For the better part of your life, your athleticism has been your identity. Now you are a forgotten man — a nobody.
I could sense the emptiness in the hollows of his eyes. I could feel the loneliness.
And though I could offer hope by telling him that I once felt the same way, and I have found life after baseball to be challenging and rewarding in its own way, I could not tell him that there would never be another year like 1993 for him.
My year was 1969:
| Year | Age | Tm | W | L | ERA | G | GS | GF | CG | SHO | SV | IP | H | R | ER | HR | BB | IBB | SO | HBP | WP |
|---|---|---|---|---|---|---|---|---|---|---|---|---|---|---|---|---|---|---|---|---|---|
| 1969 | 22 | HOU | 20 | 13 | 2.33 | 39 | 37 | 0 | 20 | 4 | 0 | 305.1 | 240 | 97 | 79 | 18 | 72 | 6 | 232 | 1 | 9 |
Some guys make it to the big leagues and never have a defining season. At least Tommy has that memory. It is one he will cherish.
I didn’t feel like talking to Tommy after the game. The timing didn’t seem right. Yesterday, he asked me if he could fly home over the All-Star break to see his family.
“I haven’t seen them since spring training,” he said. “I could be in Pittsburgh Wednesday night or Thursday morning.”
I told him to go see his family and be back for the game on Thursday.

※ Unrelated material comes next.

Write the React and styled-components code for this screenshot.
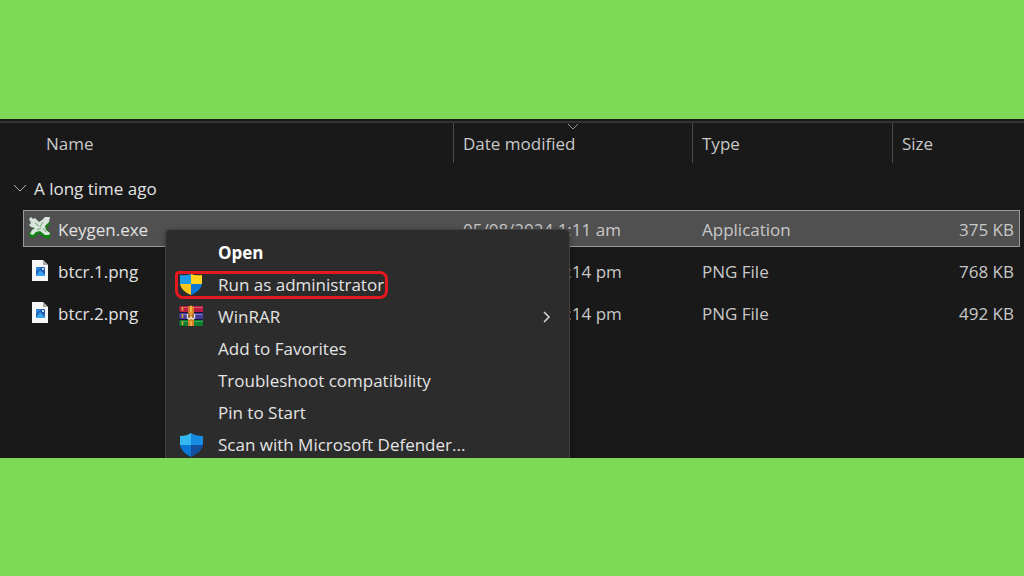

“Just tell Barry [Waters] what you are doing, so he will know whether to have a room for you Wednesday night,” I said. “I’ll see you in Pittsburgh.”
Now I wonder if I will see him at all.
Tommy wasn’t scheduled to make another start until the following Monday. Now I doubt he will be able to make the call.
At the end of spring training, we asked Tommy to go to AAA, where he could work his way back as a starter.
“You just don’t warm up fast enough to pitch relief,” I told him. To his credit, he made it back — just in time to pick up another loss and say goodbye.
Several years after I retired to the broadcast booth, I was exiting the team bus when an autograph-seeking youngster said, “Didn’t you used to be somebody?” I laughed and signed his book.
“I used to be somebody but now I’m nobody,” I said.
It’s not so funny when it happens. Somebody one day, nobody the next.
It really hurts if it happens when you are still young and strong. Tommy has been a real soldier in his comeback attempt. Now he is fading away.
We are fading fast too.
The Reds scored another run in the sixth. We got our last hit in the fifth.
Bagwell is in a slump now. I knew it would happen, sooner or later. I was hoping that someone else would pick up the slack. Even without Bagwell and Biggio, we should be a better team than the Pirates. But Pittsburgh beat the Cardinals today, to recapture a share of the division lead. Incredibly, we are only a game back.
It would be different if we were ten games over .500 and charging forward, a game back. As it is, one game seems like Mount Everest.
Biggio is battered from head to toe. Bagwell is bent from the load he has been carrying. Bagwell and Biggio have 35 homers between them; the rest of the team has 24. We are four games under .500 for the first time.
Is this the beginning of the end? Or is it a low point from which we will rise?

Tom Martin
Is this the beginning of the end? Or is it a low point from which we will rise? I have no way to know. I do feel, however, that I am a better manager than I was on Opening Day. If the players stage a comeback, we can still win our division. If they don’t, my managing career may go the way of Tommy Greene’s pitching career.
This game did have a significant bright spot: Tom Martin overpowered the Reds in the eighth, and Billy Wagner struck out the side in the ninth. With Shane Reynolds and Russ Springer coming back after the break, we may be able to win some low-scoring games again, as we did in April.